▶ _GIVEN RECORDS_:
────────

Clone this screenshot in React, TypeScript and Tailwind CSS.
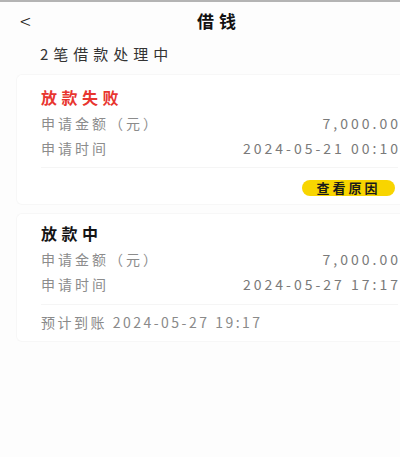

────────

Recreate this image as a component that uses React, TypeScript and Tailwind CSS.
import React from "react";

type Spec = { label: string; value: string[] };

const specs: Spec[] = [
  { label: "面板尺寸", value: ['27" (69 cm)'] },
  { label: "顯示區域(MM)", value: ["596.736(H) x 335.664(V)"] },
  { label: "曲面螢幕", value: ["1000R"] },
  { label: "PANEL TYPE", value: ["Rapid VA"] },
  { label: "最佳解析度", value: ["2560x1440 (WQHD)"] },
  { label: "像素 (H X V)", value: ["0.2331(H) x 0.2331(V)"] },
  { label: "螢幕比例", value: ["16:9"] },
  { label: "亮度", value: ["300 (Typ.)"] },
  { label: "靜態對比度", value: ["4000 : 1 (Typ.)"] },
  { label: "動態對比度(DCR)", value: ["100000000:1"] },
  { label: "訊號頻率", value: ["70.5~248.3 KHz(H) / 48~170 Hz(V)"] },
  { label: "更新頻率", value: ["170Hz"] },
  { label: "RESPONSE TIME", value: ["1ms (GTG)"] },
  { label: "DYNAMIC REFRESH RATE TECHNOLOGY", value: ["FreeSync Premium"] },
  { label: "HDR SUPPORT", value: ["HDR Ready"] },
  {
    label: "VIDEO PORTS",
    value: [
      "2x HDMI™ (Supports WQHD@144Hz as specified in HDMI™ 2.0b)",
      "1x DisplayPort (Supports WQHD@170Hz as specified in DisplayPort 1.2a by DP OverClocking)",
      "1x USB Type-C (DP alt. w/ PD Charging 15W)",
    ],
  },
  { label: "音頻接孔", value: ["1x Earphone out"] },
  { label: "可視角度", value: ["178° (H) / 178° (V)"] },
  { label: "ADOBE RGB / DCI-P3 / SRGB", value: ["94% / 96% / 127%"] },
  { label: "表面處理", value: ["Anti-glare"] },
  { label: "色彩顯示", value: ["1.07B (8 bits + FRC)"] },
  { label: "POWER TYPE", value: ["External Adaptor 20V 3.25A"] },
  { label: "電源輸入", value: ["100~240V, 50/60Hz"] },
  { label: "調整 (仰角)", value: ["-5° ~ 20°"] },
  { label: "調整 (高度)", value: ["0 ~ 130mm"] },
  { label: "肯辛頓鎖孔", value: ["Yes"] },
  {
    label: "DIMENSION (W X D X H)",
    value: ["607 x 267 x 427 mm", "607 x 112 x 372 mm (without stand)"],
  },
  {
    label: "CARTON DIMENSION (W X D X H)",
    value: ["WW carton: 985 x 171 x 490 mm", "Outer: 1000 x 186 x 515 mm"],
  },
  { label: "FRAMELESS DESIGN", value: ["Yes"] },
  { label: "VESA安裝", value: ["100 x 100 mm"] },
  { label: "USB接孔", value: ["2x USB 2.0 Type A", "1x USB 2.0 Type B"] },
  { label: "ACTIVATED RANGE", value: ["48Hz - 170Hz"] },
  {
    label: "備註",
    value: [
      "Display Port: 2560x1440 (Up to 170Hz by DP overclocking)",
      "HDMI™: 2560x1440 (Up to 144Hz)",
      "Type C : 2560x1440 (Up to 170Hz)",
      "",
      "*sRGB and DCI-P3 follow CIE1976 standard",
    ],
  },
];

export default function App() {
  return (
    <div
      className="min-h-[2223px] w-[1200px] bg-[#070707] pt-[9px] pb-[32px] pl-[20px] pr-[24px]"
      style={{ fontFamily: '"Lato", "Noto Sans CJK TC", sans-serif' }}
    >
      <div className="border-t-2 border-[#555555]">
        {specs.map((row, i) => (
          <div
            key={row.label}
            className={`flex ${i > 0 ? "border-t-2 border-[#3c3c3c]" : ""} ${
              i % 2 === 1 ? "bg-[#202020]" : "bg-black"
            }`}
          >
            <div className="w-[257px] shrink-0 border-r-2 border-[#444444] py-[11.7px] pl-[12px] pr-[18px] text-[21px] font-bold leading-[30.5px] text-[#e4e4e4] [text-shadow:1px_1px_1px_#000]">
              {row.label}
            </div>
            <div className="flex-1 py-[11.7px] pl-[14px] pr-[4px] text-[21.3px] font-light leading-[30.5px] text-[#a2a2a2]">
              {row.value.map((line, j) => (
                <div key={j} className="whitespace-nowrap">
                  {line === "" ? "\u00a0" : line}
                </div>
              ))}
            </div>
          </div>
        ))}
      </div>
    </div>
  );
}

────────

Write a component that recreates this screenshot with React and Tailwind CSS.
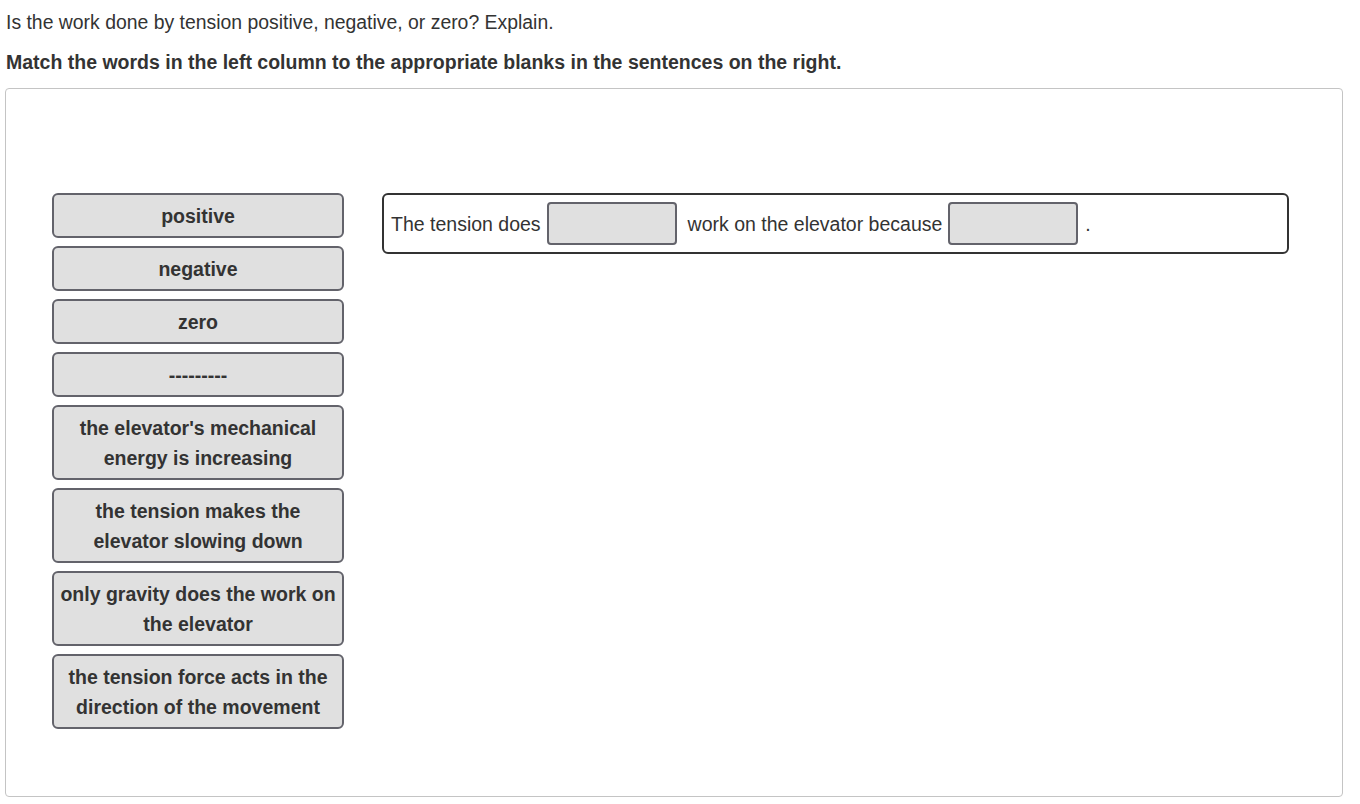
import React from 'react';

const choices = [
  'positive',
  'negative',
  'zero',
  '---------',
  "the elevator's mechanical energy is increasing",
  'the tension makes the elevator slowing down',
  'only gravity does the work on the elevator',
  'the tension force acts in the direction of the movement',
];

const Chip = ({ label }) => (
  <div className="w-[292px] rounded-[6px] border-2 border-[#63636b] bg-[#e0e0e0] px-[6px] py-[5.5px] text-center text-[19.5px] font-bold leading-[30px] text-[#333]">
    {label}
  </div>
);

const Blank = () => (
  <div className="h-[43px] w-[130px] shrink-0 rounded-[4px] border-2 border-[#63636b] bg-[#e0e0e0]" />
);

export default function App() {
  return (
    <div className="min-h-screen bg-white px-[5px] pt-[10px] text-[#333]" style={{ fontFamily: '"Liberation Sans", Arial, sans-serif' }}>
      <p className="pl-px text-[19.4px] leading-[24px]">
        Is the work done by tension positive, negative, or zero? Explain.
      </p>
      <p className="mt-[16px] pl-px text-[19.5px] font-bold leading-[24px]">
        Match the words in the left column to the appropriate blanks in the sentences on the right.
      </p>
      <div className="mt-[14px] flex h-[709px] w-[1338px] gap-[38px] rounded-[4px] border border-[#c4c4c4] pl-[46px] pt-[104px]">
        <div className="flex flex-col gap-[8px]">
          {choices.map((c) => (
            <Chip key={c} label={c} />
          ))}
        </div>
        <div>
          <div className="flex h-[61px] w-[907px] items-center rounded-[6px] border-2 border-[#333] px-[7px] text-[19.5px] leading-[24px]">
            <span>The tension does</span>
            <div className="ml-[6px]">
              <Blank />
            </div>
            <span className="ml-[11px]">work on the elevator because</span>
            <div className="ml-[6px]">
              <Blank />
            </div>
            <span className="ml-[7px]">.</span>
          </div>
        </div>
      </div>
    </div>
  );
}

────────

Return only the part of the records above that opens with the line containing "Recreate this image" and closes with the line containing "string; value: string[]", ends included.

Recreate this image as a component that uses React, TypeScript and Tailwind CSS.
import React from "react";

type Spec = { label: string; value: string[] };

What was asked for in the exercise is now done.